» Description of the task
In the material below, please retype the lines from the very first through the one with "import React from 'react';", exactly and without pictures.

- - - - - - -

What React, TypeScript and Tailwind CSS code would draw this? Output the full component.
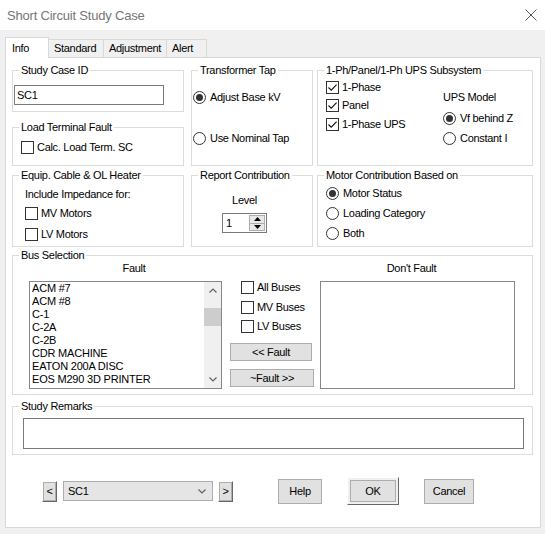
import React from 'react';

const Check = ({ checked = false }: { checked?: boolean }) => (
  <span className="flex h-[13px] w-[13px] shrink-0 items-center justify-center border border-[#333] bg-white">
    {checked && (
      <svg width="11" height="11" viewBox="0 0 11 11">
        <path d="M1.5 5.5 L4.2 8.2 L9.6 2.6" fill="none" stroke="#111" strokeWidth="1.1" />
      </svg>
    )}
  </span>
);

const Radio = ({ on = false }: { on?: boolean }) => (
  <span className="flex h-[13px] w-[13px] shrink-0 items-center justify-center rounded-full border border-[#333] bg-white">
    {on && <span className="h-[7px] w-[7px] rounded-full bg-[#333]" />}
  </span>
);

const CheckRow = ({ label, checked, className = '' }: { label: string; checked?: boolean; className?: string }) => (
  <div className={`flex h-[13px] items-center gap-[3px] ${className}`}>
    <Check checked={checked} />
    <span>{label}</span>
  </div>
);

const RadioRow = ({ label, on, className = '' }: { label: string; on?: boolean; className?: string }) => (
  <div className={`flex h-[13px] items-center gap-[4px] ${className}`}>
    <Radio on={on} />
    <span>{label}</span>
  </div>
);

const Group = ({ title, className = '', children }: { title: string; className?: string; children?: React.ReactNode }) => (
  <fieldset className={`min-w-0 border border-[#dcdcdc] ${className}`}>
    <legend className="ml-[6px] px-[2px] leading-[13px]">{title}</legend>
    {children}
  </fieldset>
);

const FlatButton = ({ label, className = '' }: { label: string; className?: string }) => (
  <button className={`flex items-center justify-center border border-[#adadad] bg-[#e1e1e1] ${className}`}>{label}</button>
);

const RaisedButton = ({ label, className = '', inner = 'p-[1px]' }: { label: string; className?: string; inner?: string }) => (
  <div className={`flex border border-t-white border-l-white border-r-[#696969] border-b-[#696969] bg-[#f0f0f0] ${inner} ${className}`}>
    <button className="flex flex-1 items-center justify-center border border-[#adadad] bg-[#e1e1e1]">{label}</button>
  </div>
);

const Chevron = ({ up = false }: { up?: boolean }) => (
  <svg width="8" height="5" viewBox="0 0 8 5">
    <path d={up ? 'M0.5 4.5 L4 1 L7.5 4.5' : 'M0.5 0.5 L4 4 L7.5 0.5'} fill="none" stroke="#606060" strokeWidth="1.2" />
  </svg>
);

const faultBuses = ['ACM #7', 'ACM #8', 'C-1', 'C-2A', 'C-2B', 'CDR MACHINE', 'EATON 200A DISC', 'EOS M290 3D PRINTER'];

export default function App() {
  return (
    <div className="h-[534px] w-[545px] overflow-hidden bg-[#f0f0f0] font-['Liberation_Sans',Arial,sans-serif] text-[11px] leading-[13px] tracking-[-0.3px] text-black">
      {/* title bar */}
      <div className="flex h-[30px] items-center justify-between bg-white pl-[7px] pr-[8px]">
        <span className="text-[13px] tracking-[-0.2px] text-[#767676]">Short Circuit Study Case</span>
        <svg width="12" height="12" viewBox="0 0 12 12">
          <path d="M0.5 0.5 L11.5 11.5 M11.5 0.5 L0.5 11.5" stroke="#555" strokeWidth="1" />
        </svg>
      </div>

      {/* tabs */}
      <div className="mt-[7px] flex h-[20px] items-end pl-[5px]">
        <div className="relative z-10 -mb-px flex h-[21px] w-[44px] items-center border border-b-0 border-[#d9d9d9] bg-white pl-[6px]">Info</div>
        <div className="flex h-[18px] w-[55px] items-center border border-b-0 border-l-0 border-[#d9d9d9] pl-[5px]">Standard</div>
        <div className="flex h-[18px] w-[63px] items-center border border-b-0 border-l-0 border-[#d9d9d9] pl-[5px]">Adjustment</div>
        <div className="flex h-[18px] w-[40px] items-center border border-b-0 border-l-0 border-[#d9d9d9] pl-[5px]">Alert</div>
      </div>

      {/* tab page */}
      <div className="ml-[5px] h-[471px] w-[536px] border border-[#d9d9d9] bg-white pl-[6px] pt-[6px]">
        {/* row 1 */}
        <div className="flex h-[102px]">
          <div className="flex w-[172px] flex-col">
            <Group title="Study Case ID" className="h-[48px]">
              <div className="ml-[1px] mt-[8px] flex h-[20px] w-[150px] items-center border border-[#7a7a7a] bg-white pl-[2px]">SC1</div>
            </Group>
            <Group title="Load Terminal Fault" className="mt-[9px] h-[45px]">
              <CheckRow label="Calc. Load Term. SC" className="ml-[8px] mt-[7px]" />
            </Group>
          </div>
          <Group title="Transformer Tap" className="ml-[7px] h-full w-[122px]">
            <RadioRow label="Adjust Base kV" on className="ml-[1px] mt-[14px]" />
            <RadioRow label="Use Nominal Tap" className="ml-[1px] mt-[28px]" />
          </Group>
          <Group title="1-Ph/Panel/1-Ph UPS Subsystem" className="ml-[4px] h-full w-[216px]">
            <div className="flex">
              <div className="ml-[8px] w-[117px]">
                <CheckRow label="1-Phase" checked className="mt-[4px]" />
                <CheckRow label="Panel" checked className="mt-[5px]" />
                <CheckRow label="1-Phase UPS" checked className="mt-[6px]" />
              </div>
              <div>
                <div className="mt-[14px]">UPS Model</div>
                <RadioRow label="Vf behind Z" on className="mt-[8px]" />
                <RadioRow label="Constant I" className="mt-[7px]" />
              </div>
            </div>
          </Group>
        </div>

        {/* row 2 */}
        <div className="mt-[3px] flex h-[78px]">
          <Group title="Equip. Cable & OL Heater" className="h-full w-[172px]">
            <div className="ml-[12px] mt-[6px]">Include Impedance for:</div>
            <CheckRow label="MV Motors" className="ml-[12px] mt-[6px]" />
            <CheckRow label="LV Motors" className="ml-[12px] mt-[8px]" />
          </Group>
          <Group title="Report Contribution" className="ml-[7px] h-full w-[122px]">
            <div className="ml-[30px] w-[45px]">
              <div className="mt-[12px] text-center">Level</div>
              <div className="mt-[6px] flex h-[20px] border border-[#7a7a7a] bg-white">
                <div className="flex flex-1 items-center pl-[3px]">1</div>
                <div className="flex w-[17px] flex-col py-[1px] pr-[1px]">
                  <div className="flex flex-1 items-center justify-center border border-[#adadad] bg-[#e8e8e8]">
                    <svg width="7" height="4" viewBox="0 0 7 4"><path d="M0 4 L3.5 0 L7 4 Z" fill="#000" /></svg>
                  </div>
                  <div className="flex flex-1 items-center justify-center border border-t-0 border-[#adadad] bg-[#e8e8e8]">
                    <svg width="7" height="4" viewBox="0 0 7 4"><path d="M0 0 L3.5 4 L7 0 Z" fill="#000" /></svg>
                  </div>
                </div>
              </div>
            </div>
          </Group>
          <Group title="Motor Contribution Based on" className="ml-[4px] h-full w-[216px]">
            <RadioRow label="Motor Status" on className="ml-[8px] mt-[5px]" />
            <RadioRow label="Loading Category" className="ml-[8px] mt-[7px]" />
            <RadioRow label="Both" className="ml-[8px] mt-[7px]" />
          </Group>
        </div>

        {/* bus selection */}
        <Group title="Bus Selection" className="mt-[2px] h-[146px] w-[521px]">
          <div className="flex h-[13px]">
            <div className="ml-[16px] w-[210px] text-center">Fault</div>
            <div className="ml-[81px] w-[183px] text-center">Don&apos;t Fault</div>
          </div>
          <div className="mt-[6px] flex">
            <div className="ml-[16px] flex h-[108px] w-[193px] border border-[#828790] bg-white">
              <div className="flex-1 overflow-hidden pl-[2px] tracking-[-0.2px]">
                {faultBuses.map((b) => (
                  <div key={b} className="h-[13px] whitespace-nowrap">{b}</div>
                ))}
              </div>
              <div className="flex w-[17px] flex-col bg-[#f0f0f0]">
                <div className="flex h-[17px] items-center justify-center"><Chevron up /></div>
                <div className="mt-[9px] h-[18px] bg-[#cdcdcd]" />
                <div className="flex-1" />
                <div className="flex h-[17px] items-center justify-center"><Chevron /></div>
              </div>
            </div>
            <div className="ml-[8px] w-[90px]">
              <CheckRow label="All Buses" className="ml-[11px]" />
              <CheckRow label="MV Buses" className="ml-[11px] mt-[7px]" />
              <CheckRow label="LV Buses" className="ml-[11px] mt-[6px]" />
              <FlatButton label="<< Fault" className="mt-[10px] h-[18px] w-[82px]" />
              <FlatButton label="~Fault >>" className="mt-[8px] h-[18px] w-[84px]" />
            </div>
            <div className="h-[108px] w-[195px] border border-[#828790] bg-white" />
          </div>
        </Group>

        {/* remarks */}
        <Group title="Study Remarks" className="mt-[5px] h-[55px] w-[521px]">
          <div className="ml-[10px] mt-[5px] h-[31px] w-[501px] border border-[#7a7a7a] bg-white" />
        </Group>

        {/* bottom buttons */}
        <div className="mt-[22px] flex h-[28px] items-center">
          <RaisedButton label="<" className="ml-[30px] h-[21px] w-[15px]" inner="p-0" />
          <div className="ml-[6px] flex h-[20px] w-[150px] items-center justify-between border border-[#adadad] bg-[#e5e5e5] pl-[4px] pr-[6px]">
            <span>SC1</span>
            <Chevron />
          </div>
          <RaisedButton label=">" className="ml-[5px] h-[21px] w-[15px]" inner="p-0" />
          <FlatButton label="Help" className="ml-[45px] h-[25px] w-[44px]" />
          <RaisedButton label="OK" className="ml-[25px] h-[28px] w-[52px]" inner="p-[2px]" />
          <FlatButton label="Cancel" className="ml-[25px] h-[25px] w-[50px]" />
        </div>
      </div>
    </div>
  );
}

- - - - - - -

» The completed task
What React, TypeScript and Tailwind CSS code would draw this? Output the full component.
import React from 'react';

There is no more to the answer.